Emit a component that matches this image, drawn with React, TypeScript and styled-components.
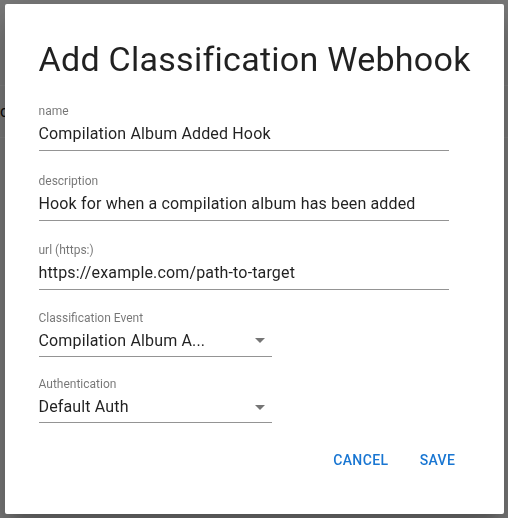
import React from "react";
import styled, { createGlobalStyle } from "styled-components";

const GlobalStyle = createGlobalStyle`
  html, body {
    margin: 0;
    padding: 0;
    background: #f2f2f2;
    font-family: Roboto, "Liberation Sans", Arial, sans-serif;
  }
`;

const Page = styled.div`
  width: 508px;
  height: 518px;
  overflow: hidden;
  display: flex;
  flex-direction: column;
`;

const PageHeader = styled.div`
  height: 85px;
  border-bottom: 1px solid #ffffff;
`;

const PageRow = styled.div`
  height: 51px;
  border-bottom: 1px solid #ffffff;
  display: flex;
  align-items: center;
  font-size: 16px;
  color: #111;
`;

const Backdrop = styled.div`
  position: fixed;
  inset: 0;
  background: rgba(0, 0, 0, 0.5);
  display: flex;
  align-items: center;
  justify-content: center;
`;

const Dialog = styled.div`
  width: 499px;
  box-sizing: border-box;
  background: #fff;
  border-radius: 2px;
  padding: 34.4px 34px 36px 34px;
  display: flex;
  flex-direction: column;
  box-shadow: 0px 11px 15px -7px rgba(0, 0, 0, 0.2),
    0px 24px 38px 3px rgba(0, 0, 0, 0.14), 0px 9px 46px 8px rgba(0, 0, 0, 0.12);
`;

const Title = styled.h2`
  margin: 0 0 21.6px 0;
  font-size: 34px;
  line-height: 42px;
  font-weight: 400;
  color: rgba(0, 0, 0, 0.87);
  letter-spacing: 0.008em;
  white-space: nowrap;
`;

const Form = styled.div`
  display: flex;
  flex-direction: column;
  gap: 20.6px;
`;

const Field = styled.label<{ $width: number }>`
  width: ${(p) => p.$width}px;
  display: flex;
  flex-direction: column;
`;

const Label = styled.span<{ $select?: boolean }>`
  padding-top: ${(p) => (p.$select ? 1 : 3)}px;
  font-size: 12px;
  line-height: 12px;
  color: rgba(0, 0, 0, 0.54);
`;

const InputBox = styled.div<{ $select?: boolean }>`
  position: relative;
  margin-top: 1px;
  padding: 6px 0 ${(p) => (p.$select ? 6 : 7)}px 0;
  border-bottom: 1px solid rgba(0, 0, 0, 0.42);
  font-size: 16px;
  line-height: 19px;
  letter-spacing: 0.15px;
  color: rgba(0, 0, 0, 0.87);
  white-space: nowrap;
`;

const Arrow = styled.svg`
  position: absolute;
  right: 0;
  top: calc(50% - 12px);
  width: 24px;
  height: 24px;
  fill: rgba(0, 0, 0, 0.54);
`;

const Actions = styled.div`
  margin-top: 18.3px;
  display: flex;
  justify-content: flex-end;
  gap: 9px;
`;

const Button = styled.button`
  min-width: 64px;
  padding: 6px 8px;
  border: none;
  background: transparent;
  font-family: Roboto, "Liberation Sans", Arial, sans-serif;
  font-size: 14px;
  font-weight: 500;
  line-height: 24.5px;
  letter-spacing: 0.02857em;
  text-transform: uppercase;
  color: #1976d2;
  border-radius: 4px;
  cursor: pointer;
`;

const TextField = ({ label, value }: { label: string; value: string }) => (
  <Field $width={410}>
    <Label>{label}</Label>
    <InputBox>{value}</InputBox>
  </Field>
);

const SelectField = ({ label, value }: { label: string; value: string }) => (
  <Field $width={233}>
    <Label $select>{label}</Label>
    <InputBox $select>
      {value}
      <Arrow viewBox="0 0 24 24">
        <path d="M7 10l5 5 5-5z" />
      </Arrow>
    </InputBox>
  </Field>
);

export default function App() {
  return (
    <>
      <GlobalStyle />
      <Page>
        <PageHeader />
        <PageRow>c</PageRow>
      </Page>
      <Backdrop>
        <Dialog>
          <Title>Add Classification Webhook</Title>
          <Form>
            <TextField label="name" value="Compilation Album Added Hook" />
            <TextField
              label="description"
              value="Hook for when a compilation album has been added"
            />
            <TextField
              label="url (https:)"
              value="https://example.com/path-to-target"
            />
            <SelectField
              label="Classification Event"
              value="Compilation Album A..."
            />
            <SelectField label="Authentication" value="Default Auth" />
          </Form>
          <Actions>
            <Button>Cancel</Button>
            <Button>Save</Button>
          </Actions>
        </Dialog>
      </Backdrop>
    </>
  );
}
• • • • •
▸ **AIM OF THE TASK**
Leave the pictures out, and print every line of the listing exactly as written.

▸ **OUTPUT FOR THIS TASK**
Emit a component that matches this image, drawn with React, TypeScript and styled-components.
import React from "react";
import styled, { createGlobalStyle } from "styled-components";

const GlobalStyle = createGlobalStyle`
  html, body {
    margin: 0;
    padding: 0;
    background: #f2f2f2;
    font-family: Roboto, "Liberation Sans", Arial, sans-serif;
  }
`;

const Page = styled.div`
  width: 508px;
  height: 518px;
  overflow: hidden;
  display: flex;
  flex-direction: column;
`;

const PageHeader = styled.div`
  height: 85px;
  border-bottom: 1px solid #ffffff;
`;

const PageRow = styled.div`
  height: 51px;
  border-bottom: 1px solid #ffffff;
  display: flex;
  align-items: center;
  font-size: 16px;
  color: #111;
`;

const Backdrop = styled.div`
  position: fixed;
  inset: 0;
  background: rgba(0, 0, 0, 0.5);
  display: flex;
  align-items: center;
  justify-content: center;
`;

const Dialog = styled.div`
  width: 499px;
  box-sizing: border-box;
  background: #fff;
  border-radius: 2px;
  padding: 34.4px 34px 36px 34px;
  display: flex;
  flex-direction: column;
  box-shadow: 0px 11px 15px -7px rgba(0, 0, 0, 0.2),
    0px 24px 38px 3px rgba(0, 0, 0, 0.14), 0px 9px 46px 8px rgba(0, 0, 0, 0.12);
`;

const Title = styled.h2`
  margin: 0 0 21.6px 0;
  font-size: 34px;
  line-height: 42px;
  font-weight: 400;
  color: rgba(0, 0, 0, 0.87);
  letter-spacing: 0.008em;
  white-space: nowrap;
`;

const Form = styled.div`
  display: flex;
  flex-direction: column;
  gap: 20.6px;
`;

const Field = styled.label<{ $width: number }>`
  width: ${(p) => p.$width}px;
  display: flex;
  flex-direction: column;
`;

const Label = styled.span<{ $select?: boolean }>`
  padding-top: ${(p) => (p.$select ? 1 : 3)}px;
  font-size: 12px;
  line-height: 12px;
  color: rgba(0, 0, 0, 0.54);
`;

const InputBox = styled.div<{ $select?: boolean }>`
  position: relative;
  margin-top: 1px;
  padding: 6px 0 ${(p) => (p.$select ? 6 : 7)}px 0;
  border-bottom: 1px solid rgba(0, 0, 0, 0.42);
  font-size: 16px;
  line-height: 19px;
  letter-spacing: 0.15px;
  color: rgba(0, 0, 0, 0.87);
  white-space: nowrap;
`;

const Arrow = styled.svg`
  position: absolute;
  right: 0;
  top: calc(50% - 12px);
  width: 24px;
  height: 24px;
  fill: rgba(0, 0, 0, 0.54);
`;

const Actions = styled.div`
  margin-top: 18.3px;
  display: flex;
  justify-content: flex-end;
  gap: 9px;
`;

const Button = styled.button`
  min-width: 64px;
  padding: 6px 8px;
  border: none;
  background: transparent;
  font-family: Roboto, "Liberation Sans", Arial, sans-serif;
  font-size: 14px;
  font-weight: 500;
  line-height: 24.5px;
  letter-spacing: 0.02857em;
  text-transform: uppercase;
  color: #1976d2;
  border-radius: 4px;
  cursor: pointer;
`;

const TextField = ({ label, value }: { label: string; value: string }) => (
  <Field $width={410}>
    <Label>{label}</Label>
    <InputBox>{value}</InputBox>
  </Field>
);

const SelectField = ({ label, value }: { label: string; value: string }) => (
  <Field $width={233}>
    <Label $select>{label}</Label>
    <InputBox $select>
      {value}
      <Arrow viewBox="0 0 24 24">
        <path d="M7 10l5 5 5-5z" />
      </Arrow>
    </InputBox>
  </Field>
);

export default function App() {
  return (
    <>
      <GlobalStyle />
      <Page>
        <PageHeader />
        <PageRow>c</PageRow>
      </Page>
      <Backdrop>
        <Dialog>
          <Title>Add Classification Webhook</Title>
          <Form>
            <TextField label="name" value="Compilation Album Added Hook" />
            <TextField
              label="description"
              value="Hook for when a compilation album has been added"
            />
            <TextField
              label="url (https:)"
              value="https://example.com/path-to-target"
            />
            <SelectField
              label="Classification Event"
              value="Compilation Album A..."
            />
            <SelectField label="Authentication" value="Default Auth" />
          </Form>
          <Actions>
            <Button>Cancel</Button>
            <Button>Save</Button>
          </Actions>
        </Dialog>
      </Backdrop>
    </>
  );
}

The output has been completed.